Давно уже Кирилл и Ирина помолвленными считались, но, наконец, после ареста ее брата, поженились. Сняли большую комнату, перегороженную на две: одна — побольше — была столовой и гостиной, в ней стояло хорошее пианино; за дощатой перегородкой, не доходившей до потолка, была спальня. О прежней большой квартире и помину не было: не хотела ее Ирина, — а мальчишек отдали в пансион, не рука было возиться с ними поднадзорным людям. Служба у Кирилла оказалась непрочная, заработок — грошовый. Стремился Кирилл в Петербург — готовился в Технологический институт поступить, чтобы впоследствии по фабричным делам быть представителем от рабочих, — к рабочим его тянуло. Ирина и вовсе в столичное революционное подполье рвалась, зашифрованные письма из Петербурга получала и даже Кириллу их не показывала. Чтобы не влопаться перед отъездом, жили замкнуто, к себе почти никого из поднадзорных не принимали. Изредка бывали у них Вукол да Клим, развлекались книжными разговорами, а больше музыкой.

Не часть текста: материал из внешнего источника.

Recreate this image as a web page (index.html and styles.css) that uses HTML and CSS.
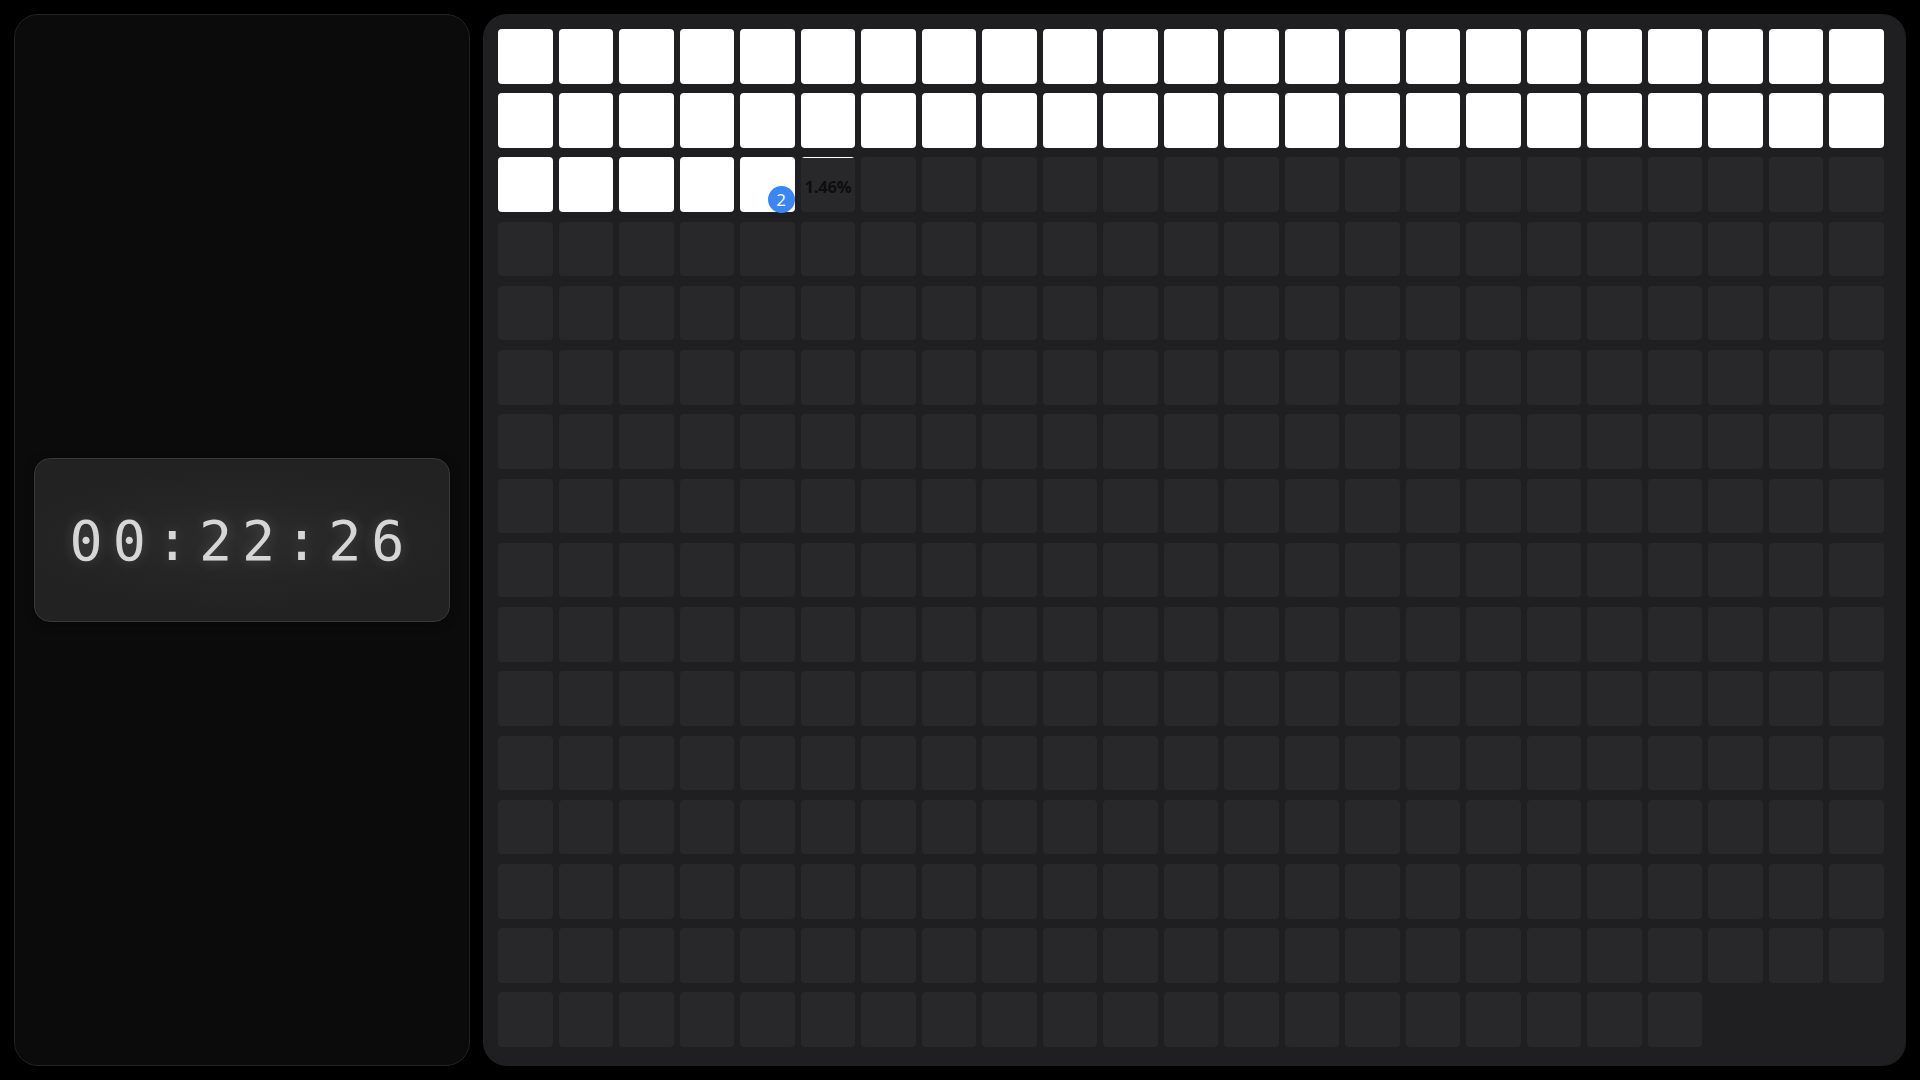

Кирилл много читал, получал журналы, следил за литературой, делился мыслями с Вуколом и Климом: он сумел заинтересовать их теми литературно-политическими течениями, которые в то время как бы искали новых путей для жизни огромной страны, искусственно замороженной. Во время их молодых задушевных разговоров часто казалось им, что тот тупик без выхода, в который зашла как бы остановившаяся жизнь, должен смениться внезапным прорывом и что серые сумерки обывательщины, безнадежно обволакивавшие жизнь, должны рассеяться. Они искали в литературе признаков будущего обновления. Даже в подражательном отечественном декадансе, всеми осужденном, находили примесь чего-то здорового. Им казалось — они об этом говорили с увлечением, — что в литературе, замершей после стареющих и почти умолкнувших великанов прошлого, уже чувствуется нечто новое.
И не только в литературе, живописи, музыке и театре, — поиски новых путей к обновлению жизни происходили и в политических воззрениях: сама жизнь искала новых форм, чтобы вылиться в них.